Given information:
==*==
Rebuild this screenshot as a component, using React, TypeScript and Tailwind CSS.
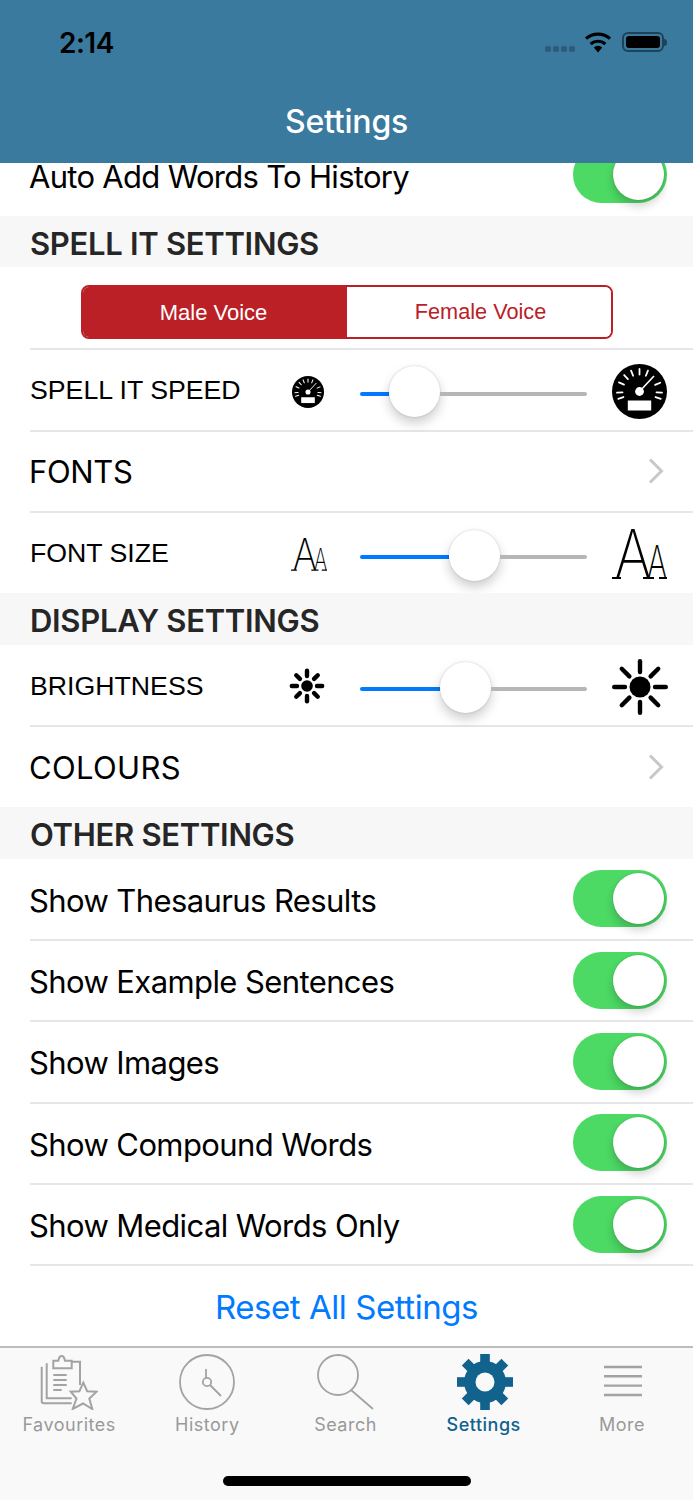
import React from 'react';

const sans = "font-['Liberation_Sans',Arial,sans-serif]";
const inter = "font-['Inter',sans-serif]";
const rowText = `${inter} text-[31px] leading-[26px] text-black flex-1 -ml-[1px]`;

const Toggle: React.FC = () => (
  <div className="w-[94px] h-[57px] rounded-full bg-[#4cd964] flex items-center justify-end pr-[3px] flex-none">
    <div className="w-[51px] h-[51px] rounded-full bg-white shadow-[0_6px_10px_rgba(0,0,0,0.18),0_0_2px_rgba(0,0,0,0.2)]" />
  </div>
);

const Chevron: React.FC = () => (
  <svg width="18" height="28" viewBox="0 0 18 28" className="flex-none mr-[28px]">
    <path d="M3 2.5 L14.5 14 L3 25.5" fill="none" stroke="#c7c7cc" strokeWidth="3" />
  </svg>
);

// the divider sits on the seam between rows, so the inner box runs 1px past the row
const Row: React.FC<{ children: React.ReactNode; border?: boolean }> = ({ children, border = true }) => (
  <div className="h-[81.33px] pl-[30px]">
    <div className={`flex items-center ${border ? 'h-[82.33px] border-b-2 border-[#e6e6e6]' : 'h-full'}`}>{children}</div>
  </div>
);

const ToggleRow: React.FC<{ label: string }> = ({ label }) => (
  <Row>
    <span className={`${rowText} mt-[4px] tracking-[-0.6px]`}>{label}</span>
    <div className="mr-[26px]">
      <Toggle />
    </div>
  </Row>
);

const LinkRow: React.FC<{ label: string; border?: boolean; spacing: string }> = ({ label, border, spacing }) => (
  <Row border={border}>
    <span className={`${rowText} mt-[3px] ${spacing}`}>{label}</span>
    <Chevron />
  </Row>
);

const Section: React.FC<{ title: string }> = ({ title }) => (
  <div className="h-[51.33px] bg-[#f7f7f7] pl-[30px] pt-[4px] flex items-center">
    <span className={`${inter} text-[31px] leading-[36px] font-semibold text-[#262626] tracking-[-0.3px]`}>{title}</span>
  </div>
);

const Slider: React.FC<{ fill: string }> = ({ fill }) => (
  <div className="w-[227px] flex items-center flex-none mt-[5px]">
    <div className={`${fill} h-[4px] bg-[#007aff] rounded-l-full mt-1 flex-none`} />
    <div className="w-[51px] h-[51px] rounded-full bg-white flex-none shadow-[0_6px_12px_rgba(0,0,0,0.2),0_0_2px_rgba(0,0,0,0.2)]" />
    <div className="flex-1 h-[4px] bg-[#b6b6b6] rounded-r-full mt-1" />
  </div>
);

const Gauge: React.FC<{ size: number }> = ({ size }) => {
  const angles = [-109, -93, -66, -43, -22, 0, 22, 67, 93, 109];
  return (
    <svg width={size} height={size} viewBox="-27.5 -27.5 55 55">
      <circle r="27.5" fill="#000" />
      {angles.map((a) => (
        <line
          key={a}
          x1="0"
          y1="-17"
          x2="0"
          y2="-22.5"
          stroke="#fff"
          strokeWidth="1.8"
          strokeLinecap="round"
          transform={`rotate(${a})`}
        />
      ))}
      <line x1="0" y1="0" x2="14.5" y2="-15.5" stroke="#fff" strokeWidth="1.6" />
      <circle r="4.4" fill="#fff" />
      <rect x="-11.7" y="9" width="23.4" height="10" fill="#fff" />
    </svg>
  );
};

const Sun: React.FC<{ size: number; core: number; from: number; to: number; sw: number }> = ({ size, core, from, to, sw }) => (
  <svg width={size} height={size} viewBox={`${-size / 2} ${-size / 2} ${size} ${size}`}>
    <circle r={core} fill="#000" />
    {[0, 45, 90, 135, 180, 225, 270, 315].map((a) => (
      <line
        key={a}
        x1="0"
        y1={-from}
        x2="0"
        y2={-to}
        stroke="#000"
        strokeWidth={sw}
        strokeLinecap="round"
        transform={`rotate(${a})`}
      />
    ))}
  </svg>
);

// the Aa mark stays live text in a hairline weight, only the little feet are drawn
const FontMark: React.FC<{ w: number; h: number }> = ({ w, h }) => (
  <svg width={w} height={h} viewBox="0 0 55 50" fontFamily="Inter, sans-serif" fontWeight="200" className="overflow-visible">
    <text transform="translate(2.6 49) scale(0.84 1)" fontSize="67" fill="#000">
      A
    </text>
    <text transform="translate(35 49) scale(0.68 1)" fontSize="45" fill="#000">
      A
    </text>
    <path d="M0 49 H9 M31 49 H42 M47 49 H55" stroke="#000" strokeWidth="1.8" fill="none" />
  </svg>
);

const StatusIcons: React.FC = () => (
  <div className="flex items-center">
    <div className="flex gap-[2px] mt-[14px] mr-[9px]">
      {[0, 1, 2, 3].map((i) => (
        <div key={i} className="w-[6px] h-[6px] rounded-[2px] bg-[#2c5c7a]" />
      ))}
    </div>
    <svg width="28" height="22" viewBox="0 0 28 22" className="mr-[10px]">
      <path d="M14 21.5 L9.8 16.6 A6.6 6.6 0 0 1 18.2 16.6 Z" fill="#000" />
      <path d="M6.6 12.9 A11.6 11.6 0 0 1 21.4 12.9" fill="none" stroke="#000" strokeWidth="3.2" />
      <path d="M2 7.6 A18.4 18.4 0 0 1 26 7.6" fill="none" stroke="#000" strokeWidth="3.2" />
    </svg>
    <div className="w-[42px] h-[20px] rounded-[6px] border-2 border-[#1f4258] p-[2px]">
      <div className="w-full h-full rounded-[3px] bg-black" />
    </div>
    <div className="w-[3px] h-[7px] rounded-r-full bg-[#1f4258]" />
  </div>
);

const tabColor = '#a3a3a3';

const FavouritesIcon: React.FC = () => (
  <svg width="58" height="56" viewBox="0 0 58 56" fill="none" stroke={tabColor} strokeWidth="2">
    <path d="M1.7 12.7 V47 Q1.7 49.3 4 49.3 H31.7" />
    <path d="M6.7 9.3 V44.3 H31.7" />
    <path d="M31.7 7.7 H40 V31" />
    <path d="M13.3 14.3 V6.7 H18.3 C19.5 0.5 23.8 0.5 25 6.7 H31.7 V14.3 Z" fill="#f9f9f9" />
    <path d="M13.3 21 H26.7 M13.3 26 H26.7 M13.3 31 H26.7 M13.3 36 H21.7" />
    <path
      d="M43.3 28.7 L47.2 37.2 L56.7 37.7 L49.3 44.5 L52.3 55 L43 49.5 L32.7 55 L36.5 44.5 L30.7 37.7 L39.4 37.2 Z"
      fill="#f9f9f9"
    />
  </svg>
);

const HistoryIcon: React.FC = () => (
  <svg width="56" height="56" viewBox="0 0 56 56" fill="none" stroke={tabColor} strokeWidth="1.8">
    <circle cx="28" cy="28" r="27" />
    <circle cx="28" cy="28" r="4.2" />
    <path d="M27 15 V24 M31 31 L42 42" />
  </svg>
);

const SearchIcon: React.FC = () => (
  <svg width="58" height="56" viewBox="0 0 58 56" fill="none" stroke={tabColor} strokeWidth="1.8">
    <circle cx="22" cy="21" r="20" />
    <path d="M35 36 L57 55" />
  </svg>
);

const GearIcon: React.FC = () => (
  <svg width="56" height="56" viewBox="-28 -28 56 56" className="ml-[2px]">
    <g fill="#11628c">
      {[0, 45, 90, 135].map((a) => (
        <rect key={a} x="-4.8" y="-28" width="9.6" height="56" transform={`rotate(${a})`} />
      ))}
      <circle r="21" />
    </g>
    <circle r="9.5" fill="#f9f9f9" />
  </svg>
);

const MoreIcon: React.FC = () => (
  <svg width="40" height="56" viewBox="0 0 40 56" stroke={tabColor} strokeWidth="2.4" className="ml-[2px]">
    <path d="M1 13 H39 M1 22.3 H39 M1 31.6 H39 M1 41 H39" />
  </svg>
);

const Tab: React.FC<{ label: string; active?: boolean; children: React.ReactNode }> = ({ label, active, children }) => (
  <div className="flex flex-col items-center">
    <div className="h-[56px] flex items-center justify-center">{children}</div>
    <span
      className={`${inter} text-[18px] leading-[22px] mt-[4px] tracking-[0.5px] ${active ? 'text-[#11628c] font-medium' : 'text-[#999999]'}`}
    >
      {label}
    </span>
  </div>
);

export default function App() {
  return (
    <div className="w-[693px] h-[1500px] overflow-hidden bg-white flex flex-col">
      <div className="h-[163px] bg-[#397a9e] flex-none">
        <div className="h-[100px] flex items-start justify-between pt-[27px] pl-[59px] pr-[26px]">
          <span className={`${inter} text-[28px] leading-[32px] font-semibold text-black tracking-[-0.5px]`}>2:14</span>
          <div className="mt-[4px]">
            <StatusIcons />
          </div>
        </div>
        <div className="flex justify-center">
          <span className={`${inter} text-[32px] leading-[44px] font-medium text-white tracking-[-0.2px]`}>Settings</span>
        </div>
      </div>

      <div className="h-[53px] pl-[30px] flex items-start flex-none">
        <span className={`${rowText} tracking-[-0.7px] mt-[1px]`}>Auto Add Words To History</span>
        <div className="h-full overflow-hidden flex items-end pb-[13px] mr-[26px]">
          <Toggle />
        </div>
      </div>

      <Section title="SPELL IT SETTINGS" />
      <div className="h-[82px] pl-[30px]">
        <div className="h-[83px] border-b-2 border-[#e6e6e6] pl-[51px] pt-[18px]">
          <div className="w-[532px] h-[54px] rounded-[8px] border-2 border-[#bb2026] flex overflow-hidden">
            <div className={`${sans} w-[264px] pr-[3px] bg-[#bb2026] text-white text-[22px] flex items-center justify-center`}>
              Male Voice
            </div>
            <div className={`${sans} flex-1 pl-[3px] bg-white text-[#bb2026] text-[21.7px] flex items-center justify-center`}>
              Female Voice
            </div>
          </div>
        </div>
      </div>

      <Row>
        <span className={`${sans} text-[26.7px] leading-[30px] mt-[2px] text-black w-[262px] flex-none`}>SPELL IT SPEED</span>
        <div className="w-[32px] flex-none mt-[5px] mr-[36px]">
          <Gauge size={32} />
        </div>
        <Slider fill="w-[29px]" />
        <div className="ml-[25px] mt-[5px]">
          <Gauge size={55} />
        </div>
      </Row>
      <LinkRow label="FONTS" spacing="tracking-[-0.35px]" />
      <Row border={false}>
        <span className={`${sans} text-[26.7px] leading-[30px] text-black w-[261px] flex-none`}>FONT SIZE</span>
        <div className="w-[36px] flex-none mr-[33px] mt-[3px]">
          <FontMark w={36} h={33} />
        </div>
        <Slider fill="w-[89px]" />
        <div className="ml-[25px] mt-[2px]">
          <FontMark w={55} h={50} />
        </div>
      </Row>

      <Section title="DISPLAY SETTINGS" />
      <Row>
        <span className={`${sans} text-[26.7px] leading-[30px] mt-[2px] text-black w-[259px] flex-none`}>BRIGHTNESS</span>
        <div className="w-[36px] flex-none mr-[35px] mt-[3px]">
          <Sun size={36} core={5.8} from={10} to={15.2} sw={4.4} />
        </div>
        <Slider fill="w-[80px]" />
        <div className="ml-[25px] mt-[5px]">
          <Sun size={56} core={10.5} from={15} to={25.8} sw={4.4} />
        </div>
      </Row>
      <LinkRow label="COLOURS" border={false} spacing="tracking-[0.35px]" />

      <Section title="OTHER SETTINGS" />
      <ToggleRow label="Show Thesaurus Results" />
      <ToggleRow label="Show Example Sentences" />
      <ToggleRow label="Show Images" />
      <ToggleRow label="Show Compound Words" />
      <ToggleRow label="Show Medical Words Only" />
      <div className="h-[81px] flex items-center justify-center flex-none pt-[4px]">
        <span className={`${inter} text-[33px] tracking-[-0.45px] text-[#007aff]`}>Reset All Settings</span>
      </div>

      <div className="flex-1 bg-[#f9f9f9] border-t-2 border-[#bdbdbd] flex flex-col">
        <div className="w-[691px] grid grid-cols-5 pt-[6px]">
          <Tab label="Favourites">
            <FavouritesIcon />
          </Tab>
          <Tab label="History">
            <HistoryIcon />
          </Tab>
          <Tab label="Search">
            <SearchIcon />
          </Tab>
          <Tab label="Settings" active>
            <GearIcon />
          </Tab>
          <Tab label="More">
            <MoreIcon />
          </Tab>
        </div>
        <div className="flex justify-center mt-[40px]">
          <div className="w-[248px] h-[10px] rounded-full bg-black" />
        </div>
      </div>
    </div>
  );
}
==*==
Requirement: Return only the lines from the start of the data through the line that contains "import React from 'react';", please, copying them exactly and omitting all pictures.

Response to the task:
Rebuild this screenshot as a component, using React, TypeScript and Tailwind CSS.
import React from 'react';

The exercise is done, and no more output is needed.